■ The request
Which lines hold the word "this"? Copy each one.
------ Exercise material
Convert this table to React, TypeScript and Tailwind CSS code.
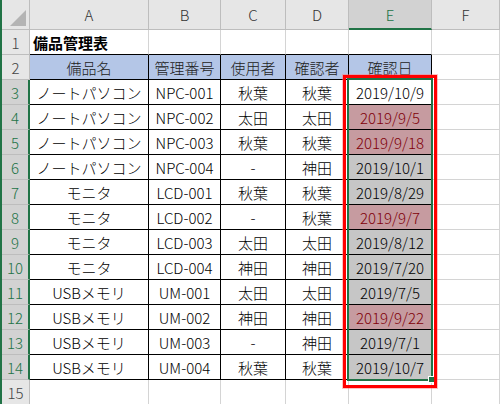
------------
------ Exercise material
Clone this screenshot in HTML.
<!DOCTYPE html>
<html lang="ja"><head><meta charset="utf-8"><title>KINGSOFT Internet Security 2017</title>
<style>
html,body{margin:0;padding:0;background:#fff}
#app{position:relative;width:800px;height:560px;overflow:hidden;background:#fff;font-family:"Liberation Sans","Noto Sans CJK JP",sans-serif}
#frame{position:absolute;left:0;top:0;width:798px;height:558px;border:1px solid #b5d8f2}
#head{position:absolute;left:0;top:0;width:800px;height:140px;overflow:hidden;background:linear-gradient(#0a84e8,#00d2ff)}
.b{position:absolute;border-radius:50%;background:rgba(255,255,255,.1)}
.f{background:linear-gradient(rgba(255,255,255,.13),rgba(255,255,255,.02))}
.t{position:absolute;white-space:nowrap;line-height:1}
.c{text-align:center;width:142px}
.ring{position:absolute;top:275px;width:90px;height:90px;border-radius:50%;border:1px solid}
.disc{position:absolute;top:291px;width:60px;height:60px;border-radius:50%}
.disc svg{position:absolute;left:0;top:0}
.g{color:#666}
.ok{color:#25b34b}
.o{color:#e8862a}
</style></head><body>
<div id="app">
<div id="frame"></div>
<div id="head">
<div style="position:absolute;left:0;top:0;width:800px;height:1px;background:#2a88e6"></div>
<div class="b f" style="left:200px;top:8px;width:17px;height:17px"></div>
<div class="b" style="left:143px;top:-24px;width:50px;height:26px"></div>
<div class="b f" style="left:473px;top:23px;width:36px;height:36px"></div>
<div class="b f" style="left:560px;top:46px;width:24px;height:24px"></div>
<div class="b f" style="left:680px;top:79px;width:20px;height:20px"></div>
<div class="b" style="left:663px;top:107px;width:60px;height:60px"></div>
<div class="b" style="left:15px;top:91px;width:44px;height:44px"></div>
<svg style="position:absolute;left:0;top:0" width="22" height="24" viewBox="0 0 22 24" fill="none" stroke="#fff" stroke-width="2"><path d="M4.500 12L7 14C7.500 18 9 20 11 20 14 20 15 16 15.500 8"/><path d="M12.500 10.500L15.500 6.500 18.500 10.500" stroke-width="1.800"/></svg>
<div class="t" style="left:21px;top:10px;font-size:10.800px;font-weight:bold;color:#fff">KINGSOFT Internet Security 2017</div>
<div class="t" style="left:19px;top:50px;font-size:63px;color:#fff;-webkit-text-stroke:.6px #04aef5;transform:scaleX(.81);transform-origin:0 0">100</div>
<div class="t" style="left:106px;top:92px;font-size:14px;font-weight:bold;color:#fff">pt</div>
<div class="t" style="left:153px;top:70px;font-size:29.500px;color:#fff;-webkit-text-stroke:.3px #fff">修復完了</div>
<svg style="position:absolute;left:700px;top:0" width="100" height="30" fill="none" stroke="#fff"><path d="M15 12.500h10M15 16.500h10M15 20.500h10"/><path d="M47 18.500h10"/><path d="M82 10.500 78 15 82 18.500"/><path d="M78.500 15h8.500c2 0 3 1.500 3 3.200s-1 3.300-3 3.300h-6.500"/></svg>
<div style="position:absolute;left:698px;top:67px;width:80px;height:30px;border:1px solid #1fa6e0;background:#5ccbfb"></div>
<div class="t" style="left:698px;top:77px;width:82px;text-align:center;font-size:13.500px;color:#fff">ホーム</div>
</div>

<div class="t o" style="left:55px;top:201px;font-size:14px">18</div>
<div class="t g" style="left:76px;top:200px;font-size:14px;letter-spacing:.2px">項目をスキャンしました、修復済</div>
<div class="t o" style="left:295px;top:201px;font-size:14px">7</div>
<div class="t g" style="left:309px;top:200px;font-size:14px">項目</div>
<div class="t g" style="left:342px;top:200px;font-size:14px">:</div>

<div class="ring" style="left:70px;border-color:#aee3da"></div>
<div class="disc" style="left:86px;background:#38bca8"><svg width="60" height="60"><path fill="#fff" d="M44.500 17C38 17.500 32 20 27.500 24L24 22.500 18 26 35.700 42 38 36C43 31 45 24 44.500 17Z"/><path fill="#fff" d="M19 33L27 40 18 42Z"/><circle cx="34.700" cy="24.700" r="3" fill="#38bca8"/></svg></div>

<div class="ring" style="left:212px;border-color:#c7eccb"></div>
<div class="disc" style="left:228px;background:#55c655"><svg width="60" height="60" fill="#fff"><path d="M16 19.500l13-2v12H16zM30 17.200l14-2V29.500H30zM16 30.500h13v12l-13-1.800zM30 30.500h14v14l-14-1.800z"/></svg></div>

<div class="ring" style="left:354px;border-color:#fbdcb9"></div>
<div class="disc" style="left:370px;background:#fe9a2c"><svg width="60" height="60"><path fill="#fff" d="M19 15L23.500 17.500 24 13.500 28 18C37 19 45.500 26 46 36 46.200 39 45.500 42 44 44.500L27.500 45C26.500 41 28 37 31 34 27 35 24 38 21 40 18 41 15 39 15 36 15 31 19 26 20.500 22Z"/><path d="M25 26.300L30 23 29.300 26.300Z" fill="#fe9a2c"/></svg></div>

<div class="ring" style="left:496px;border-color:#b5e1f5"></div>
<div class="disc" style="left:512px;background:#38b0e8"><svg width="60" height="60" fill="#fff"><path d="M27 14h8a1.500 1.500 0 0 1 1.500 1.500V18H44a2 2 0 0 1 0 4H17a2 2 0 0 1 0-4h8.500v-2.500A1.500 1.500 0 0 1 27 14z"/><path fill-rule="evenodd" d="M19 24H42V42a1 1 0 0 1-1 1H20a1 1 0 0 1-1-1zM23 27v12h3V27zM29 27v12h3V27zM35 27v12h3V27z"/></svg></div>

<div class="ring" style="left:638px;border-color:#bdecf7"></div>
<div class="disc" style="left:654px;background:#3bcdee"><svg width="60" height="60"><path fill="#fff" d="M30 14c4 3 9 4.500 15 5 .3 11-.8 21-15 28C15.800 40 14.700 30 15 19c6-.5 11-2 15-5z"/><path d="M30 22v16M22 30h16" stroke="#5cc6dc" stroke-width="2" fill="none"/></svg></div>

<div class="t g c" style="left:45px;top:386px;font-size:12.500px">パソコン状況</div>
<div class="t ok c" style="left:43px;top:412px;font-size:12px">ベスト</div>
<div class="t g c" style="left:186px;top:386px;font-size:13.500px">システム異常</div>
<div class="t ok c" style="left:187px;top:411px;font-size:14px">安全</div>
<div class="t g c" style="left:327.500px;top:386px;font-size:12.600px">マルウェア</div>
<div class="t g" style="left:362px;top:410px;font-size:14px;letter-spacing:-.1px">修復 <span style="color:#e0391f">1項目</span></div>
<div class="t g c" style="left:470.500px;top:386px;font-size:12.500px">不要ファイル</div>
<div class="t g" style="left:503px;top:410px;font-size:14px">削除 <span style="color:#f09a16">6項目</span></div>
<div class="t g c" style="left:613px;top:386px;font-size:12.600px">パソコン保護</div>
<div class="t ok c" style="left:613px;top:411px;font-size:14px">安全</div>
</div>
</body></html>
------------
------ Exercise material
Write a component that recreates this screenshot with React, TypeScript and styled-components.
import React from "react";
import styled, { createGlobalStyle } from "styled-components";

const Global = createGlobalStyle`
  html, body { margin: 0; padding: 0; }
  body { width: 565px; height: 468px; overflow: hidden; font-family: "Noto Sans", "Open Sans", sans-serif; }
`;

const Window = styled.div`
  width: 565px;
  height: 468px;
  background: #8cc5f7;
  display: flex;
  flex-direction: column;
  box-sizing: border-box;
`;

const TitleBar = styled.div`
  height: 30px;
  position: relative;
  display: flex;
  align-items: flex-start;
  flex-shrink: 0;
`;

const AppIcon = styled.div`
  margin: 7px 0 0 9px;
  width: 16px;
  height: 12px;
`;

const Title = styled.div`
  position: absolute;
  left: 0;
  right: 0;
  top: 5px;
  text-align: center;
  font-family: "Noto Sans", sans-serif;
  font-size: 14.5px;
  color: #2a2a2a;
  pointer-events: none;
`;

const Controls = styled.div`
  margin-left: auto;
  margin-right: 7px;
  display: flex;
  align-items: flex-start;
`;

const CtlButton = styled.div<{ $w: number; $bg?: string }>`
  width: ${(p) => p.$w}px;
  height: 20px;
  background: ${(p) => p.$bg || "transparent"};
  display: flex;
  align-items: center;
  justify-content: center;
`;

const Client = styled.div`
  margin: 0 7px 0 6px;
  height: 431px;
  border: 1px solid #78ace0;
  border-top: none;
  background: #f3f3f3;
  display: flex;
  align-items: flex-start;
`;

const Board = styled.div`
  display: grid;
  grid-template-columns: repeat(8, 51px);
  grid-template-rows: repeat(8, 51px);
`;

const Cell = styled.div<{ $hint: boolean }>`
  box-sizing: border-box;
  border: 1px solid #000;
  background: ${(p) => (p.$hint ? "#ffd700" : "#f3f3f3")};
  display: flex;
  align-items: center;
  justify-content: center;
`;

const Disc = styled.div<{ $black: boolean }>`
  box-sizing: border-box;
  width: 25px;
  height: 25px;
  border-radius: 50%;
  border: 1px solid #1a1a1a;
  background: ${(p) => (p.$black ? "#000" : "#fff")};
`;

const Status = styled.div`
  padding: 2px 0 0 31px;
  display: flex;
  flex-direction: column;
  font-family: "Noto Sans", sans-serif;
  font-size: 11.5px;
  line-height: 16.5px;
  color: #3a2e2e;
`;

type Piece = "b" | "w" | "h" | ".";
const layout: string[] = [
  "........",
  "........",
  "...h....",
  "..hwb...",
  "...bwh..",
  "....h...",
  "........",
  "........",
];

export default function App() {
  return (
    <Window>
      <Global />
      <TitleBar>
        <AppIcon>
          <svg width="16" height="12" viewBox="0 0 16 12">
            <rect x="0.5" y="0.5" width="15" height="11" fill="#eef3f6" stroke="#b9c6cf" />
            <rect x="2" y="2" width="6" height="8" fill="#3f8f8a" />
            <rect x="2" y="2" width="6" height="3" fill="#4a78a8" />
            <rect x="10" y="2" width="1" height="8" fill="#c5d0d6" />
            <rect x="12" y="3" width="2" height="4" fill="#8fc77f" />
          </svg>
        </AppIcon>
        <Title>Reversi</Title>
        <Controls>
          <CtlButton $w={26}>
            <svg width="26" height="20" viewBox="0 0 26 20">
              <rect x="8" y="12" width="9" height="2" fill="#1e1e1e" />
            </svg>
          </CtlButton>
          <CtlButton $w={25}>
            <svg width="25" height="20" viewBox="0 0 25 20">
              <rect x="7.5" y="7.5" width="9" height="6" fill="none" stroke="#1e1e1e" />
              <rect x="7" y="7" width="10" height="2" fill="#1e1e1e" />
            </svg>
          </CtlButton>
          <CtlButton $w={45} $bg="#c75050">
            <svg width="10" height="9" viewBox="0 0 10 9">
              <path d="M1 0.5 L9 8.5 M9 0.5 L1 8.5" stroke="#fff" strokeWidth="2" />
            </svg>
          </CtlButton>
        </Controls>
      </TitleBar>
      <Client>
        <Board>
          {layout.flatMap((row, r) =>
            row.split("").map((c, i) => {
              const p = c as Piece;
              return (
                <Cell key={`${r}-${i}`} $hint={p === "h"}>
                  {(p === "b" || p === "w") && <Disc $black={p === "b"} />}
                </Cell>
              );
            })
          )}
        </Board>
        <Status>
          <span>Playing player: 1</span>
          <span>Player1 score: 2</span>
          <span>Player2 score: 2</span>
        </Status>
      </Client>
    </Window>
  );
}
------------
■ Exercise answer
Convert this table to React, TypeScript and Tailwind CSS code.
Clone this screenshot in HTML.
Write a component that recreates this screenshot with React, TypeScript and styled-components.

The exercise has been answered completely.